It feels like I’m posturing for an opportunity I’m not qualified for. One I don’t deserve.

And, at the heart of it all, can I handle more rejection?

4

Luca

Luca

That position needs to be filled in the next week or two. Reach out if you’re interested.

Luca

I think you’re interested.

I sigh, slipping my phone back into my pocket.

“She still hasn’t sent in her CV?” My old friend, Álvaro, guesses correctly, switching from his Valenciano dialect to Castellano Spanish on my account. He shifts his grip on the broom handle, propping it against the wall.

“Nope,” I reply in Spanish, shaking my head sadly, as I bend to pick up a bucket.

“Leave it,” he says, gruffly.

I ignore him and carry the bucket back into the utility closet.

Álvaro is the head of maintenance at Santa Isabel and the man who informed me about the job opening. But before that, for many years, he was the head of maintenance at the fútbol academy I trained at. When Papá died, Álvaro was the man who tried to fill his shoes by giving me his time, attention, and care. He became my go-to sounding board, passing along years of wisdom and insight.

“And,” Álvaro adds, shadowing the doorframe, “I told you not to pay my rent.”

“I want to.”

“I’m not a charity case, Luca,” he says, his dark eyes serious.

“I know that,” I reply, gripping his shoulder. Staring right at him, I tell him the truth. “You’re my family.”

“Argh,” he huffs, waving a dismissive hand. But I note the emotion that fills his eyes before he turns away.

“You should retire,” I add, knowing he’ll selectively choose not to hear me.

In true Álvaro fashion, he clasps his broom handle and stalks away.
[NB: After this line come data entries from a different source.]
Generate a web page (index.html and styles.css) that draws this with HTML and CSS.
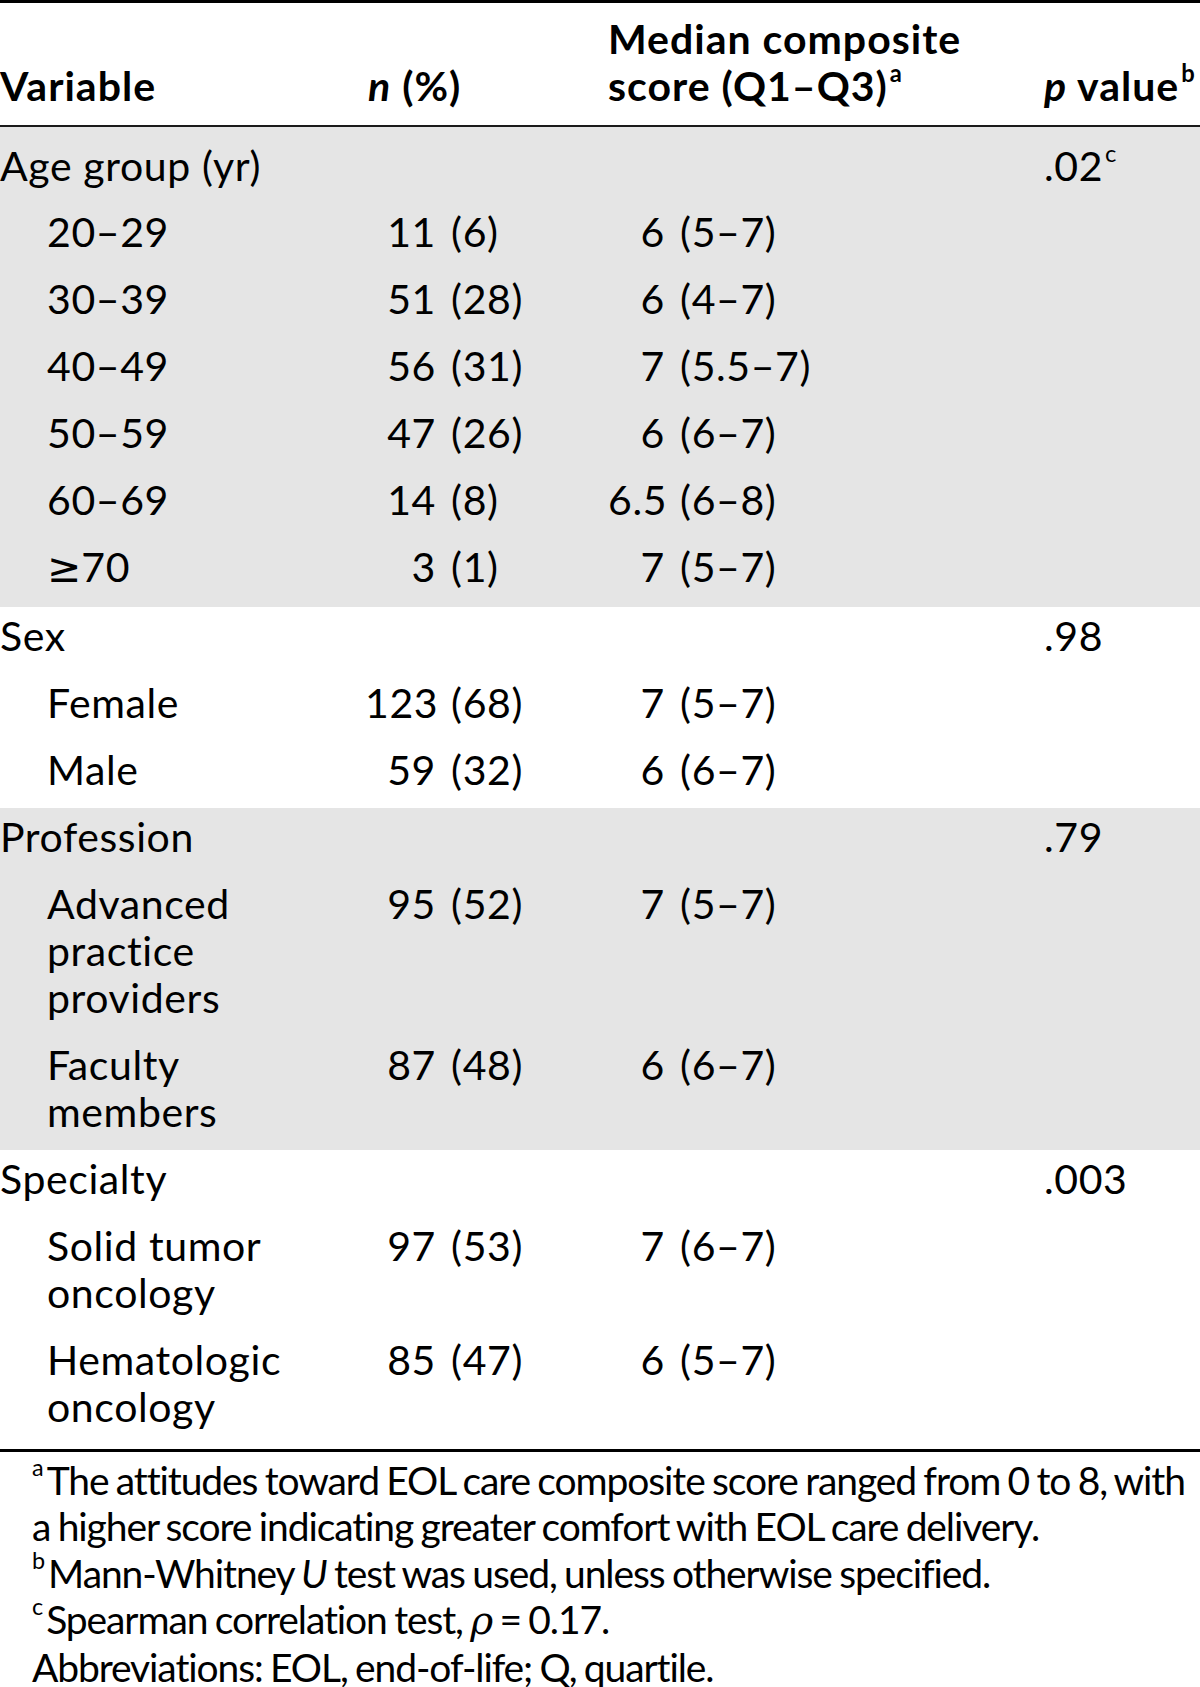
FILE: index.html
```html
<!DOCTYPE html>
<html lang="en">
<head>
<meta charset="utf-8">
<title>Table</title>
<link rel="stylesheet" href="styles.css">
</head>
<body>
<div class="page">
<table class="tbl">
<colgroup><col class="c1"><col class="c2"><col class="c3"><col class="c4"></colgroup>
<thead>
<tr>
<th>Variable</th>
<th class="hn"><i>n</i> (%)</th>
<th>Median composite<br>score (Q1–Q3)<sup>a</sup></th>
<th><i>p</i> value<sup>b</sup></th>
</tr>
</thead>
<tbody class="shade first">
<tr><td>Age group (yr)</td><td></td><td></td><td>.02<sup>c</sup></td></tr>
<tr><td class="ind">20–29</td><td><span class="num">11</span> (6)</td><td><span class="med">6</span> (5–7)</td><td></td></tr>
<tr><td class="ind">30–39</td><td><span class="num">51</span> (28)</td><td><span class="med">6</span> (4–7)</td><td></td></tr>
<tr><td class="ind">40–49</td><td><span class="num">56</span> (31)</td><td><span class="med">7</span> (5.5–7)</td><td></td></tr>
<tr><td class="ind">50–59</td><td><span class="num">47</span> (26)</td><td><span class="med">6</span> (6–7)</td><td></td></tr>
<tr><td class="ind">60–69</td><td><span class="num">14</span> (8)</td><td><span class="med">6.5</span> (6–8)</td><td></td></tr>
<tr><td class="ind"><span class="ge">≥</span>70</td><td><span class="num">3</span> (1)</td><td><span class="med">7</span> (5–7)</td><td></td></tr>
</tbody>
<tbody>
<tr><td>Sex</td><td></td><td></td><td>.98</td></tr>
<tr><td class="ind">Female</td><td><span class="num">123</span> (68)</td><td><span class="med">7</span> (5–7)</td><td></td></tr>
<tr><td class="ind">Male</td><td><span class="num">59</span> (32)</td><td><span class="med">6</span> (6–7)</td><td></td></tr>
</tbody>
<tbody class="shade">
<tr><td>Profession</td><td></td><td></td><td>.79</td></tr>
<tr><td class="ind">Advanced practice providers</td><td><span class="num">95</span> (52)</td><td><span class="med">7</span> (5–7)</td><td></td></tr>
<tr><td class="ind">Faculty members</td><td><span class="num">87</span> (48)</td><td><span class="med">6</span> (6–7)</td><td></td></tr>
</tbody>
<tbody class="last">
<tr><td>Specialty</td><td></td><td></td><td>.003</td></tr>
<tr><td class="ind">Solid tumor oncology</td><td><span class="num">97</span> (53)</td><td><span class="med">7</span> (6–7)</td><td></td></tr>
<tr><td class="ind">Hematologic oncology</td><td><span class="num">85</span> (47)</td><td><span class="med">6</span> (5–7)</td><td></td></tr>
</tbody>
</table>
<div class="notes">
<p><sup>a</sup>The attitudes toward EOL care composite score ranged from 0 to 8, with a higher score indicating greater comfort with EOL care delivery.</p>
<p><sup>b</sup>Mann-Whitney <i>U</i> test was used, unless otherwise specified.</p>
<p><sup>c</sup>Spearman correlation test, <i class="rho">ρ</i> = 0.17.</p>
<p>Abbreviations: EOL, end-of-life; Q, quartile.</p>
</div>
</div>
</body>
</html>
```
FILE: styles.css
```css
html, body {
  margin: 0;
  padding: 0;
  background: #ffffff;
}
body {
  font-family: Lato, "Open Sans", sans-serif;
  color: #000000;
}
.page {
  width: 1200px;
}
.tbl {
  width: 1200px;
  table-layout: fixed;
  border-collapse: separate;
  border-spacing: 0;
  font-size: 41px;
  line-height: 47px;
  letter-spacing: 0.6px;
  border-top: 3px solid #000;
  border-bottom: 3px solid #000;
}
.c1 { width: 365px; }
.c2 { width: 243px; }
.c3 { width: 436px; }
.c4 { width: 156px; }
th {
  font-weight: 700;
  text-align: left;
  vertical-align: bottom;
  padding: 12px 0 16px;
  border-bottom: 2px solid #1a1a1a;
  letter-spacing: 1px;
}
.hn {
  padding-left: 3px;
}
td {
  padding: 5px 0 15px;
  vertical-align: top;
  text-align: left;
  font-weight: 400;
}
.shade {
  background: #e5e5e5;
}
.first tr:first-child td {
  padding-top: 15px;
  padding-bottom: 14px;
}
.last tr:last-child td {
  padding-bottom: 19px;
}
.ind {
  padding-left: 47px;
  padding-right: 40px;
}
.ge {
  font-family: "DejaVu Sans", sans-serif;
  font-weight: 400;
  letter-spacing: 0;
}
.num {
  display: inline-block;
  width: 71px;
  margin-right: 4px;
  text-align: right;
}
.med {
  display: inline-block;
  width: 57px;
  margin-right: 4px;
  text-align: right;
}
sup {
  font-size: 58%;
  line-height: 0;
  vertical-align: 0.8em;
  letter-spacing: 0;
  margin-left: 2px;
}
.notes {
  padding: 5px 0 0 32px;
  font-size: 39px;
  line-height: 46.3px;
  letter-spacing: -1.1px;
  word-spacing: -1.5px;
}
.notes p {
  margin: 0;
}
.notes sup {
  font-size: 60%;
  margin-left: 0;
  margin-right: 3px;
}
.rho {
  font-family: "DejaVu Serif", "Liberation Serif", serif;
}
```
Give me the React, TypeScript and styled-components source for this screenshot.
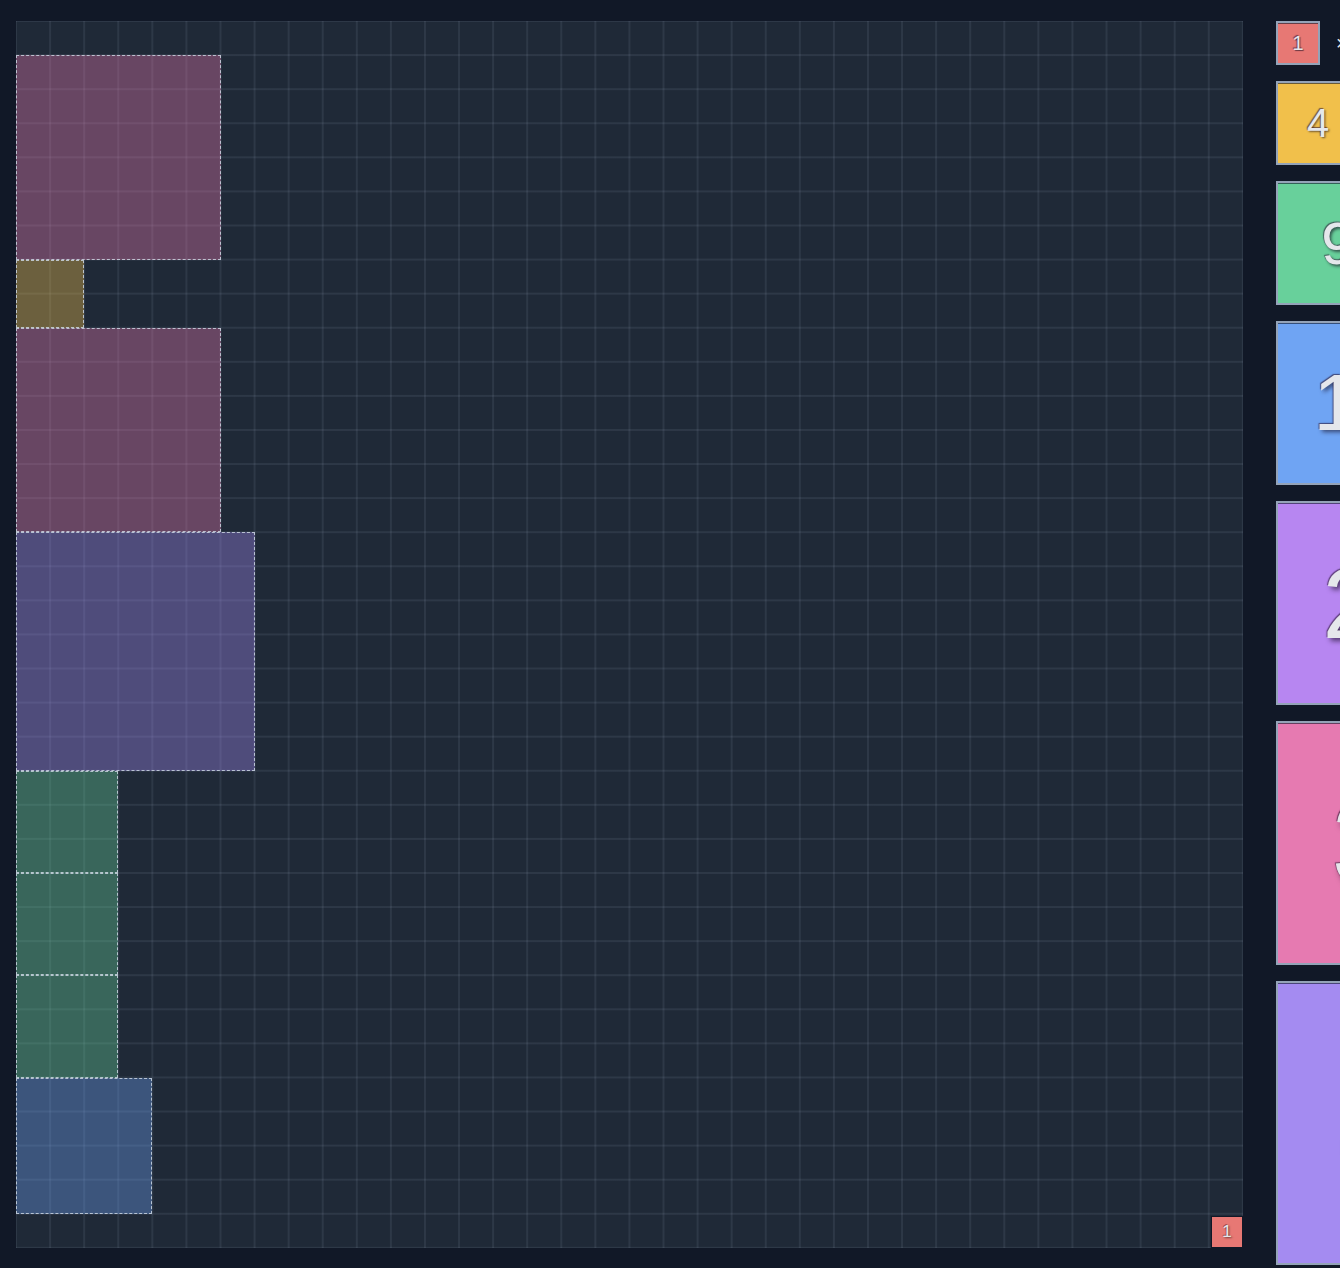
import React from "react";
import styled, { createGlobalStyle } from "styled-components";

const GRID = 36;
const BOARD = 1227;
const CELL = BOARD / GRID;
const UNIT = 40;

const PIECES = [
  { n: 1, color: "231, 120, 116" },
  { n: 2, color: "241, 192, 75" },
  { n: 3, color: "104, 208, 155" },
  { n: 4, color: "111, 164, 243" },
  { n: 5, color: "183, 134, 241" },
  { n: 6, color: "230, 122, 177" },
  { n: 7, color: "164, 139, 241" },
];

const colorOf = (n: number) => PIECES[n - 1].color;

// what is already on the board, in cells
const PLACED = [
  { n: 6, x: 0, y: 1 },
  { n: 2, x: 0, y: 7 },
  { n: 6, x: 0, y: 9 },
  { n: 7, x: 0, y: 15 },
  { n: 3, x: 0, y: 22 },
  { n: 3, x: 0, y: 25 },
  { n: 3, x: 0, y: 28 },
  { n: 4, x: 0, y: 31 },
];

const GlobalStyle = createGlobalStyle`
  html, body {
    margin: 0;
    background: #111827;
    overflow: hidden;
  }
  body {
    font-family: "Liberation Sans", "Noto Sans", Arial, sans-serif;
    color: #e5e7eb;
  }
`;

const Page = styled.main`
  display: flex;
  align-items: flex-start;
  gap: 33px;
  padding: 21px 0 0 16px;
  width: max-content;
`;

const Board = styled.section`
  position: relative;
  flex: none;
  width: ${BOARD}px;
  height: ${BOARD}px;
  background-color: #1f2937;
  background-image: linear-gradient(
      to right,
      transparent calc(100% - 2px),
      rgba(148, 163, 184, 0.12) calc(100% - 2px)
    ),
    linear-gradient(
      to bottom,
      transparent calc(100% - 2px),
      rgba(148, 163, 184, 0.12) calc(100% - 2px)
    );
  background-size: ${CELL}px ${CELL}px;
  background-position: 1px 1px;
`;

const Placed = styled.div<{ $n: number; $x: number; $y: number }>`
  position: absolute;
  box-sizing: border-box;
  left: ${(p) => p.$x * CELL}px;
  top: ${(p) => p.$y * CELL}px;
  width: ${(p) => p.$n * CELL}px;
  height: ${(p) => p.$n * CELL}px;
  background: rgba(${(p) => colorOf(p.$n)}, 0.37);
  border: 1px dashed rgba(203, 213, 225, 0.85);
`;

const Cursor = styled.div<{ $x: number; $y: number }>`
  position: absolute;
  box-sizing: border-box;
  left: ${(p) => p.$x * CELL + 2}px;
  top: ${(p) => p.$y * CELL + 2}px;
  width: ${CELL - 2}px;
  height: ${CELL - 2}px;
  display: flex;
  align-items: center;
  justify-content: center;
  background: rgb(${colorOf(1)});
  border: 1px solid #111827;
  font-size: 17px;
  color: #e5e7eb;
  text-shadow: -1px -1px 0 rgba(0, 0, 0, 0.3), 1px 1px 2px rgba(0, 0, 0, 0.5);
`;

const Tray = styled.aside`
  display: flex;
  flex-direction: column;
  gap: 16px;
  flex: none;
`;

const TrayRow = styled.div`
  display: flex;
  align-items: center;
  gap: 16px;
`;

const Tile = styled.div<{ $n: number }>`
  flex: none;
  width: ${(p) => p.$n * UNIT}px;
  height: ${(p) => p.$n * UNIT}px;
  display: flex;
  align-items: center;
  justify-content: center;
  background: rgb(${(p) => colorOf(p.$n)});
  border: 2px solid #94a3b8;
  box-shadow: inset 0 1px 0 rgba(15, 23, 42, 0.6);
  font-size: ${(p) => p.$n * UNIT * 0.5}px;
  color: #e5e7eb;
  text-shadow: -1px -1px 1px rgba(40, 20, 50, 0.6),
    ${(p) => Math.max(1, p.$n * 0.6)}px ${(p) => Math.max(1, p.$n * 0.6)}px
      ${(p) => p.$n}px rgba(20, 10, 30, 0.6);
`;

const Count = styled.span`
  font-size: 20px;
  color: #e5e7eb;
  white-space: nowrap;
`;

export default function App() {
  const counts: Record<number, number> = {};
  PLACED.forEach((p) => (counts[p.n] = (counts[p.n] || 0) + 1));

  return (
    <>
      <GlobalStyle />
      <Page>
        <Board>
          {PLACED.map((p, i) => (
            <Placed key={i} $n={p.n} $x={p.x} $y={p.y} />
          ))}
          <Cursor $x={35} $y={35}>1</Cursor>
        </Board>
        <Tray>
          {PIECES.map((piece) => (
            <TrayRow key={piece.n}>
              <Tile $n={piece.n}>{piece.n * piece.n}</Tile>
              <Count>× {counts[piece.n] || 0}</Count>
            </TrayRow>
          ))}
        </Tray>
      </Page>
    </>
  );
}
I grin as he pauses to talk to a few students at the end of the hallway, always passing on a good, but truthful, word.

‘“So, you like it?” I ask Bianca as her enthusiasm floats through the line.

“It’s incredible, Luca. I mean, it’s a ton of work and I’m living on hits of caffeine but, yes, I love it.”

“I’m happy for you, B.” I mean it, too. My sister has always been a free spirit with a wild-child streak. Nothing can hold her in one place—not even me.

Our father passed when I was twelve and she was eight and since then, I’ve felt responsible for her. That weight intensified when we learned the extent of Mamma’s diagnosis—stage four breast cancer. She fought for nearly three years before passing away peacefully. And during those three years, Bianca was by her side, juggling school and caretaking.

Guilt ate at the lining of my stomach for years as I envisioned the emotional toll watching Mamma deteriorate had on Bianca. While she was holding Mamma’s hand, I was playing fútbol and sending most of my earnings to New York to ensure Mamma received the best healthcare and Bianca didn’t have to work.

Those years suppressed my sister’s spirit as much as they encouraged her to seize moments. YOLO, she loves to tell me. You only live once. And, I can admit, no one seizes a day, an opportunity, with the same gusto as my sister.

“New York energy matches yours,” I say.

She laughs. “I miss you, Luca. But I think my moving back to the city is good for you.”